L'affrontement a été filmé par des gens qui assistaient à la manifestation. Les images ont été brièvement mises en ligne sur YouTube, avant d'être retirées. Mais elles avaient été récupérées par le Conseil syro-canadien, en soutien aux rebelles syriens, qui les ont distribuées aux médias. Selon Faisal Alazem, du Conseil, les images ont été retirées lorsque leurs auteurs ont compris que les victimes avaient porté plainte à la police.

Les images montrent un attroupement de plusieurs dizaines de personnes autour de l'abribus, dont plusieurs crient, frappent les vitres. À l'intérieur, les cinq adolescents regardent la foule d'un oeil inquiet. D'autres images montrent une empoignade dans l'abribus entre les adolescents et des manifestants. C'est au cours de cette empoignade que Walid a été blessé au dos par un «objet coupant». L'adolescent a reçu 18 points de suture.

Les cinq adolescents ont été secourus de l'abribus quand des voitures du Service de police de la Ville de Montréal (SPVM) sont arrivées. «Au début, on ne voulait pas appeler la police, on pensait que ça allait se calmer, dit Younes. Mais quand j'ai vu mon ami blessé...» Les policiers ont dispersé la foule, ont emmené Walid à l'hôpital et les quatre autres adolescents au poste pour prendre leur déposition. Le SPVM confirme avoir ouvert une enquête.

Liberté et démocratie

Les adolescents disent avoir reconnu certains manifestants, membres comme eux de la communauté arabo-maghrébine montréalaise. Les cinq adolescents sont nés à Montréal - Mohamad et Hicham sont d'origine syrienne, René Omar est d'origine libanaise, Walid est d'origine algérienne et Younes est d'origine marocaine. «On a participé à toutes les manifestations pour la Libye, la Palestine, la Tunisie», dit Hicham.

«Il y a des gens qui meurent en Syrie. Pourquoi je n'aurais pas le droit d'aller dans une manifestation? Parce que je suis marocain? lance Younes.
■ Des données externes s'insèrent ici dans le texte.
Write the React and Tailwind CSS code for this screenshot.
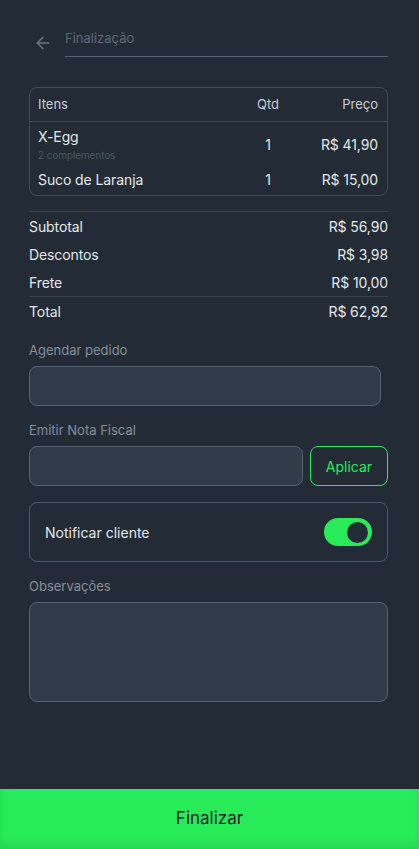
import { ArrowLeft } from 'lucide-react';

const items = [
    { name: 'X-Egg', extra: '2 complementos', qty: 1, price: 'R$ 41,90' },
    { name: 'Suco de Laranja', qty: 1, price: 'R$ 15,00' },
];

const summary = [
    { label: 'Subtotal', value: 'R$ 56,90' },
    { label: 'Descontos', value: 'R$ 3,98' },
    { label: 'Frete', value: 'R$ 10,00' },
];

function Label({ children, className = '' }) {
    return <p className={`text-[13px] leading-[18px] text-[#858f9a] ${className}`}>{children}</p>;
}

export default function App() {
    return (
        <div className="min-h-screen flex flex-col bg-[#232c36] text-[#e4e8ec]" style={{ fontFamily: 'Inter, "Noto Sans", sans-serif' }}>
            <div className="flex-1 pl-[29px] pr-[31px] pt-[28px]">
                {/* Header */}
                <div className="flex items-start">
                    <div className="w-[36px] pl-[4px] pt-[5px]">
                        <ArrowLeft size={20} strokeWidth={1.75} className="text-[#6a7684]" />
                    </div>
                    <div className="flex-1 border-b border-[#56626f] pb-2 text-[13px] leading-5 text-[#5f6b78]">
                        Finalização
                    </div>
                </div>

                {/* Items table */}
                <div className="mt-[30px] rounded-lg border border-[#414c58]">
                    <div className="grid h-[34px] grid-cols-[1fr_60px_80px] items-center border-b border-[#414c58] px-[8px] pr-[9px] text-[13px] text-[#c9cfd5]">
                        <span>Itens</span>
                        <span className="text-center">Qtd</span>
                        <span className="text-right">Preço</span>
                    </div>
                    <div className="flex flex-col gap-[7px] pl-[8px] pr-[9px] pb-[5px] pt-[5px]">
                        {items.map((item) => (
                            <div key={item.name} className="grid grid-cols-[1fr_60px_80px] items-center text-[14px] tracking-[-0.1px]">
                                <div>
                                    <p className="leading-5">{item.name}</p>
                                    {item.extra && <p className="mt-[1px] text-[10px] leading-[14px] text-[#4b5764]">{item.extra}</p>}
                                </div>
                                <span className="text-center">{item.qty}</span>
                                <span className="text-right">{item.price}</span>
                            </div>
                        ))}
                    </div>
                </div>

                {/* Summary */}
                <div className="mt-[15px] border-t border-[#36414c] text-[14px] tracking-[-0.1px]">
                    {summary.map((row) => (
                        <div key={row.label} className="flex h-[28px] items-center justify-between">
                            <span>{row.label}</span>
                            <span>{row.value}</span>
                        </div>
                    ))}
                    <div className="flex h-[29px] items-center justify-between border-t border-[#36414c]">
                        <span>Total</span>
                        <span>R$ 62,92</span>
                    </div>
                </div>

                {/* Agendar */}
                <Label className="mt-[16px]">Agendar pedido</Label>
                <div className="mr-[7px] mt-[7px] h-[40px] rounded-lg border border-[#56626f] bg-[#313c49]" />

                {/* Nota fiscal */}
                <Label className="mt-[15px]">Emitir Nota Fiscal</Label>
                <div className="mt-[7px] flex gap-[7px]">
                    <div className="h-[40px] flex-1 rounded-lg border border-[#56626f] bg-[#313c49]" />
                    <button className="h-[40px] w-[78px] rounded-lg border border-[#29eb5a] text-[14px] text-[#29eb5a]">
                        Aplicar
                    </button>
                </div>

                {/* Notificar */}
                <div className="mt-[16px] flex h-[60px] items-center justify-between rounded-lg border border-[#4b5866] pl-[15px] pr-[15px]">
                    <span className="text-[14px]">Notificar cliente</span>
                    <div className="flex h-[28px] w-[48px] items-center justify-end rounded-full bg-[#29eb5a] pr-[4px]">
                        <div className="h-[21px] w-[21px] rounded-full bg-[#232c36]" />
                    </div>
                </div>

                {/* Observações */}
                <Label className="mt-[15px]">Observações</Label>
                <div className="mt-[7px] h-[100px] rounded-lg border border-[#56626f] bg-[#313c49]" />
            </div>

            <button className="mt-auto h-[60px] w-full bg-[#29eb5a] text-[17px] text-[#17202a] shadow-[inset_0_-6px_8px_rgba(0,0,0,0.08)]">
                Finalizar
            </button>
        </div>
    );
}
Si on nous frappe ici, à Montréal, vous vous imaginez ce qu'ils font en Syrie?»

Faisal Alazem, l'un des organisateurs de la manifestation en soutien aux rebelles, dit que des manifestants pro-régime viennent aussi y brandir leurs drapeaux devant les opposants. Il souhaite que la justice s'en mêle pour en faire un exemple. «On est au Canada, on a traversé des milliers de kilomètres pour s'exprimer librement», dit-il. Il rappelle qu'Amnistie internationale, dans un rapport publié l'automne dernier, a révélé que plusieurs militants qui ont participé à des manifestations d'opposition au régime de Bachar al-Assad en Europe ou en Amérique ont été victimes d'intimidation.

Malgré la tournure des événements, Mohamad n'a pas l'intention de ranger son drapeau. «Ce drapeau représente l'indépendance, la liberté et la dignité pour mon pays. C'est ce que le peuple désire avoir.»

* À la demande des adolescents, leurs noms de famille sont gardés confidentiels.